5 Must Know Facts For Your Next Test

1. The step response can be characterized by key metrics such as rise time, settling time, overshoot, and steady-state error, which help assess system performance.
2. A first-order system's step response typically exhibits exponential behavior, while second-order systems may show oscillatory behavior depending on their damping ratio.
3. The step response is essential for designing control systems, as it helps engineers understand how changes in controller parameters will affect overall system dynamics.
4. By analyzing the step response, one can determine whether a system is underdamped, overdamped, or critically damped, which influences its reaction to changes.
5. Graphically representing the step response on a time-domain plot allows for visual assessment of system performance and behavior over time.

Review Questions

• How does the step response help in understanding a dynamic system's stability and performance?
  • The step response provides valuable information about a dynamic system's stability by showing how quickly and effectively it returns to a steady state after an input change.
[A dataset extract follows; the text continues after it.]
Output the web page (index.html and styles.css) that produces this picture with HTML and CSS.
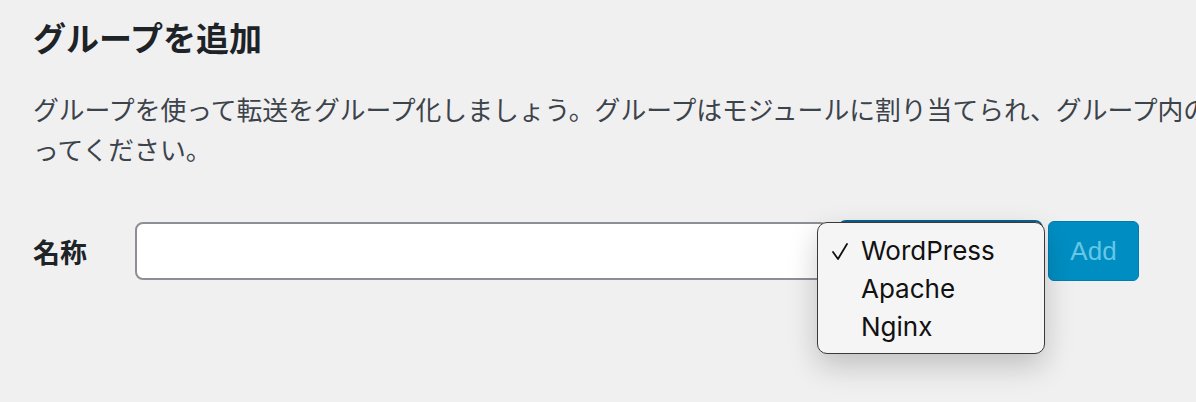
FILE: index.html
```html
<!DOCTYPE html>
<html lang="ja">
<head>
    <meta charset="UTF-8">
    <title>グループを追加</title>
    <link rel="stylesheet" href="styles.css">
</head>
<body>

<div class="wrap">
    <h2 class="title">グループを追加</h2>
    <p class="desc">グループを使って転送をグループ化しましょう。グループはモジュールに割り当てられ、グループ内の転送に影響を与えます。よくわからない場合は WordPress モジュールを使<br>ってください。</p>

    <div class="form-row">
        <label class="label" for="group-name">名称</label>
        <input class="name-input" type="text" id="group-name">
        <div class="select-wrap">
            <div class="select-box"></div>
            <!-- open native menu -->
            <ul class="menu">
                <li class="menu-item selected">
                    <svg class="check" width="18" height="20" viewBox="0 0 18 20"><polyline points="2,10 7,17 16,2" fill="none" stroke="#111" stroke-width="1.8" stroke-linecap="round" stroke-linejoin="round"/></svg>
                    WordPress
                </li>
                <li class="menu-item">Apache</li>
                <li class="menu-item">Nginx</li>
            </ul>
        </div>
        <button class="add-btn" disabled>Add</button>
    </div>
</div>

</body>
</html>
```

FILE: styles.css
```css
html, body {
    margin: 0;
    height: 100%;
    overflow: hidden;
}
body {
    background-color: #f0f0f1;
    font-family: "Noto Sans CJK JP", sans-serif;
    color: #3c434a;
}
.wrap {
    padding: 16px 0 0 33px;
}
.title {
    margin: 0;
    font-size: 33px;
    line-height: 43px;
    font-weight: bold;
    color: #1d2327;
}
.desc {
    margin: 30px 0 0;
    font-size: 25.8px;
    line-height: 40px;
    white-space: nowrap;
    color: #3c434a;
}
.form-row {
    display: flex;
    align-items: center;
    margin-top: 51px;
    height: 62px;
}
.label {
    width: 102px;
    font-size: 27px;
    font-weight: bold;
    color: #1d2327;
}
.name-input {
    box-sizing: border-box;
    width: 693px;
    height: 58px;
    margin: 0;
    background: #fff;
    border: 2px solid #8c8f94;
    border-radius: 8px;
}
.select-wrap {
    position: relative;
    margin-left: 10px;
    width: 205px;
    height: 62px;
}
.select-box {
    box-sizing: border-box;
    height: 62px;
    background: #fff;
    border: 2px solid #0a5f90;
    border-radius: 8px;
}
.menu {
    position: absolute;
    left: -21px;
    top: 2px;
    box-sizing: border-box;
    width: 228px;
    margin: 0;
    padding: 9px 0 7px;
    list-style: none;
    background: #f5f5f5;
    border: 1.5px solid #3a3a3a;
    border-radius: 10px;
    box-shadow: 0 12px 30px rgba(0, 0, 0, 0.2);
    font-family: Inter, sans-serif;
    font-size: 26px;
    color: #111;
}
.menu-item {
    position: relative;
    height: 38px;
    line-height: 38px;
    padding-left: 43px;
}
.check {
    position: absolute;
    left: 13px;
    top: 10px;
}
.add-btn {
    margin-left: 5px;
    width: 91px;
    height: 60px;
    padding: 0;
    background: #008ec2;
    border: 1px solid #007cb2;
    border-radius: 6px;
    color: #66c6e4;
    font-family: "Liberation Sans", Arial, sans-serif;
    font-size: 26px;
}
```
By analyzing key metrics like rise time and overshoot, we can assess performance characteristics such as how responsive the system is and whether it oscillates or settles smoothly. This understanding is crucial for designing control systems that operate reliably under various conditions.
• What role does the transfer function play in determining the step response of a system?
  • The transfer function establishes the relationship between the input and output of a linear time-invariant system in the frequency domain. By taking the inverse Laplace transform of the transfer function with a unit step input, one can derive the step response directly. This connection allows engineers to analyze and predict how different configurations of the transfer function will influence the overall behavior of the step response.
• Evaluate how varying damping ratios in second-order systems affect their step responses and what implications this has for control system design.
  • Varying damping ratios significantly influence how second-order systems respond to step inputs, leading to different behaviors such as underdamped (oscillatory), critically damped (quick settling without oscillation), or overdamped (slow settling). Understanding these responses is critical for control system design because selecting an appropriate damping ratio ensures that systems perform optimally without excessive oscillations or slow reactions. The implications include balancing responsiveness with stability to achieve desired performance metrics in real-world applications.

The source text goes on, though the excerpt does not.